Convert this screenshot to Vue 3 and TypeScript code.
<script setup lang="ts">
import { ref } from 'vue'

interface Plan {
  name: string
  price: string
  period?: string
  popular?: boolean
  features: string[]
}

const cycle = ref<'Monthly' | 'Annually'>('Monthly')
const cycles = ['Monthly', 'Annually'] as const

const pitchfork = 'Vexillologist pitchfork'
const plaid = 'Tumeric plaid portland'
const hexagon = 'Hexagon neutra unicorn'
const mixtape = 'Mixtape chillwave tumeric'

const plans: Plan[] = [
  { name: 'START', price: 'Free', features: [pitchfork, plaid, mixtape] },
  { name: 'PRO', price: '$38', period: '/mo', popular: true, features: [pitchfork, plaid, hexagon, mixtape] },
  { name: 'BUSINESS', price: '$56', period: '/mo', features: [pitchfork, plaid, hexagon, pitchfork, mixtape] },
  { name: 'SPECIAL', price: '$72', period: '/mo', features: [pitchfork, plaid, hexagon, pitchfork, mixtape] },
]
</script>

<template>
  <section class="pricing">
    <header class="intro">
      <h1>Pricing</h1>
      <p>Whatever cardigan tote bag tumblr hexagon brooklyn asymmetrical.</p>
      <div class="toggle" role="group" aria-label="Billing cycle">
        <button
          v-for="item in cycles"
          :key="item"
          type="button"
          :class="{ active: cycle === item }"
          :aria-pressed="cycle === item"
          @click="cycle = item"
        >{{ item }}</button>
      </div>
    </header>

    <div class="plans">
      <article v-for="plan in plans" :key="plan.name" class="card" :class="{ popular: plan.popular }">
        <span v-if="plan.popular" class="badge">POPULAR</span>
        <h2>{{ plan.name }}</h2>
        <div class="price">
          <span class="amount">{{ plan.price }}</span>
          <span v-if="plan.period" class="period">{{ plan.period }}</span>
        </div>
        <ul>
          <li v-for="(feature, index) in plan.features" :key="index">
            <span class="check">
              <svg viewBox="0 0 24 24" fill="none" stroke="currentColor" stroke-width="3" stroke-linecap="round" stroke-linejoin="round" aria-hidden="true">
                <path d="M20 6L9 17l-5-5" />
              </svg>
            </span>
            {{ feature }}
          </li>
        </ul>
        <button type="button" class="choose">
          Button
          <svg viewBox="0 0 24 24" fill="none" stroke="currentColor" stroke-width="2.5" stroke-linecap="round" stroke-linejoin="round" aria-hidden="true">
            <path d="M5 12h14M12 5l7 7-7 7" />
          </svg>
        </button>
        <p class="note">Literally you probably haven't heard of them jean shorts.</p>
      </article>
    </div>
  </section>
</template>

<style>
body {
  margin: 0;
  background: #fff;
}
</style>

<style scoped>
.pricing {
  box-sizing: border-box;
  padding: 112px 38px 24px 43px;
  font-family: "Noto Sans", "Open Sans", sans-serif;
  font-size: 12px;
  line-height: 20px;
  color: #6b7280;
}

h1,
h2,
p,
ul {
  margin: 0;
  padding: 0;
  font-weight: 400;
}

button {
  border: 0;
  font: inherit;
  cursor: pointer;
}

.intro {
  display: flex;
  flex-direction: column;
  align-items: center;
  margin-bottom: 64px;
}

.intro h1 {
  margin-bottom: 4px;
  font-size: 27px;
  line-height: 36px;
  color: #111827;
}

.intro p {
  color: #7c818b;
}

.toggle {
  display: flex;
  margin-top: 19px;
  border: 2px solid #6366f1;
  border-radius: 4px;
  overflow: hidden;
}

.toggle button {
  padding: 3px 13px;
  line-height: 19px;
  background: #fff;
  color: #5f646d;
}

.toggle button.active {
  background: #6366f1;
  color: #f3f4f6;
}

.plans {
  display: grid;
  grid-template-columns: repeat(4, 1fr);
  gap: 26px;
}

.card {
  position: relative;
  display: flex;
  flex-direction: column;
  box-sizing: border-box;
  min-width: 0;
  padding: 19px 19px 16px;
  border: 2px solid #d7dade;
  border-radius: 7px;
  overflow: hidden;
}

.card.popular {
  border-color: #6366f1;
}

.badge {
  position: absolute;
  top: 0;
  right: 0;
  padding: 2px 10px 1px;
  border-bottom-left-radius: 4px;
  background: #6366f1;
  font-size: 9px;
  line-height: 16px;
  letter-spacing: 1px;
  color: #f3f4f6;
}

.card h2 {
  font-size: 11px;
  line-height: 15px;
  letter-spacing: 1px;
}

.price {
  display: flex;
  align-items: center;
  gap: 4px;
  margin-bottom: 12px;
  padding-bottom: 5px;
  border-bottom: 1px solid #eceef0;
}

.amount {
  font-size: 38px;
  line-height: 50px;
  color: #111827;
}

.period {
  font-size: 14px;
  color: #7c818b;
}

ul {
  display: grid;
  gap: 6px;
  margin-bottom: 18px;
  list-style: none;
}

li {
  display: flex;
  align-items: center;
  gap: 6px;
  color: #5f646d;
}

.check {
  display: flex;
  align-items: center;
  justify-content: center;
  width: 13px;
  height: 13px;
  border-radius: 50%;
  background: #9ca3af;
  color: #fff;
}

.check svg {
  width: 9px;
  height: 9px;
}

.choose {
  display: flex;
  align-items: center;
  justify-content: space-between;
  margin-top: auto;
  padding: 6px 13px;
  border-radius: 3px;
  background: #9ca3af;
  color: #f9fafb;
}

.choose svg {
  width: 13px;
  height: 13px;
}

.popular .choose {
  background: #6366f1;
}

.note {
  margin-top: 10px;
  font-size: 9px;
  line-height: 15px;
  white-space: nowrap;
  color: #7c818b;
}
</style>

-----

◆ **What to work on**: Return the listing above in full, character for character.

◆ **Output of the task**:
Convert this screenshot to Vue 3 and TypeScript code.
<script setup lang="ts">
import { ref } from 'vue'

interface Plan {
  name: string
  price: string
  period?: string
  popular?: boolean
  features: string[]
}

const cycle = ref<'Monthly' | 'Annually'>('Monthly')
const cycles = ['Monthly', 'Annually'] as const

const pitchfork = 'Vexillologist pitchfork'
const plaid = 'Tumeric plaid portland'
const hexagon = 'Hexagon neutra unicorn'
const mixtape = 'Mixtape chillwave tumeric'

const plans: Plan[] = [
  { name: 'START', price: 'Free', features: [pitchfork, plaid, mixtape] },
  { name: 'PRO', price: '$38', period: '/mo', popular: true, features: [pitchfork, plaid, hexagon, mixtape] },
  { name: 'BUSINESS', price: '$56', period: '/mo', features: [pitchfork, plaid, hexagon, pitchfork, mixtape] },
  { name: 'SPECIAL', price: '$72', period: '/mo', features: [pitchfork, plaid, hexagon, pitchfork, mixtape] },
]
</script>

<template>
  <section class="pricing">
    <header class="intro">
      <h1>Pricing</h1>
      <p>Whatever cardigan tote bag tumblr hexagon brooklyn asymmetrical.</p>
      <div class="toggle" role="group" aria-label="Billing cycle">
        <button
          v-for="item in cycles"
          :key="item"
          type="button"
          :class="{ active: cycle === item }"
          :aria-pressed="cycle === item"
          @click="cycle = item"
        >{{ item }}</button>
      </div>
    </header>

    <div class="plans">
      <article v-for="plan in plans" :key="plan.name" class="card" :class="{ popular: plan.popular }">
        <span v-if="plan.popular" class="badge">POPULAR</span>
        <h2>{{ plan.name }}</h2>
        <div class="price">
          <span class="amount">{{ plan.price }}</span>
          <span v-if="plan.period" class="period">{{ plan.period }}</span>
        </div>
        <ul>
          <li v-for="(feature, index) in plan.features" :key="index">
            <span class="check">
              <svg viewBox="0 0 24 24" fill="none" stroke="currentColor" stroke-width="3" stroke-linecap="round" stroke-linejoin="round" aria-hidden="true">
                <path d="M20 6L9 17l-5-5" />
              </svg>
            </span>
            {{ feature }}
          </li>
        </ul>
        <button type="button" class="choose">
          Button
          <svg viewBox="0 0 24 24" fill="none" stroke="currentColor" stroke-width="2.5" stroke-linecap="round" stroke-linejoin="round" aria-hidden="true">
            <path d="M5 12h14M12 5l7 7-7 7" />
          </svg>
        </button>
        <p class="note">Literally you probably haven't heard of them jean shorts.</p>
      </article>
    </div>
  </section>
</template>

<style>
body {
  margin: 0;
  background: #fff;
}
</style>

<style scoped>
.pricing {
  box-sizing: border-box;
  padding: 112px 38px 24px 43px;
  font-family: "Noto Sans", "Open Sans", sans-serif;
  font-size: 12px;
  line-height: 20px;
  color: #6b7280;
}

h1,
h2,
p,
ul {
  margin: 0;
  padding: 0;
  font-weight: 400;
}

button {
  border: 0;
  font: inherit;
  cursor: pointer;
}

.intro {
  display: flex;
  flex-direction: column;
  align-items: center;
  margin-bottom: 64px;
}

.intro h1 {
  margin-bottom: 4px;
  font-size: 27px;
  line-height: 36px;
  color: #111827;
}

.intro p {
  color: #7c818b;
}

.toggle {
  display: flex;
  margin-top: 19px;
  border: 2px solid #6366f1;
  border-radius: 4px;
  overflow: hidden;
}

.toggle button {
  padding: 3px 13px;
  line-height: 19px;
  background: #fff;
  color: #5f646d;
}

.toggle button.active {
  background: #6366f1;
  color: #f3f4f6;
}

.plans {
  display: grid;
  grid-template-columns: repeat(4, 1fr);
  gap: 26px;
}

.card {
  position: relative;
  display: flex;
  flex-direction: column;
  box-sizing: border-box;
  min-width: 0;
  padding: 19px 19px 16px;
  border: 2px solid #d7dade;
  border-radius: 7px;
  overflow: hidden;
}

.card.popular {
  border-color: #6366f1;
}

.badge {
  position: absolute;
  top: 0;
  right: 0;
  padding: 2px 10px 1px;
  border-bottom-left-radius: 4px;
  background: #6366f1;
  font-size: 9px;
  line-height: 16px;
  letter-spacing: 1px;
  color: #f3f4f6;
}

.card h2 {
  font-size: 11px;
  line-height: 15px;
  letter-spacing: 1px;
}

.price {
  display: flex;
  align-items: center;
  gap: 4px;
  margin-bottom: 12px;
  padding-bottom: 5px;
  border-bottom: 1px solid #eceef0;
}

.amount {
  font-size: 38px;
  line-height: 50px;
  color: #111827;
}

.period {
  font-size: 14px;
  color: #7c818b;
}

ul {
  display: grid;
  gap: 6px;
  margin-bottom: 18px;
  list-style: none;
}

li {
  display: flex;
  align-items: center;
  gap: 6px;
  color: #5f646d;
}

.check {
  display: flex;
  align-items: center;
  justify-content: center;
  width: 13px;
  height: 13px;
  border-radius: 50%;
  background: #9ca3af;
  color: #fff;
}

.check svg {
  width: 9px;
  height: 9px;
}

.choose {
  display: flex;
  align-items: center;
  justify-content: space-between;
  margin-top: auto;
  padding: 6px 13px;
  border-radius: 3px;
  background: #9ca3af;
  color: #f9fafb;
}

.choose svg {
  width: 13px;
  height: 13px;
}

.popular .choose {
  background: #6366f1;
}

.note {
  margin-top: 10px;
  font-size: 9px;
  line-height: 15px;
  white-space: nowrap;
  color: #7c818b;
}
</style>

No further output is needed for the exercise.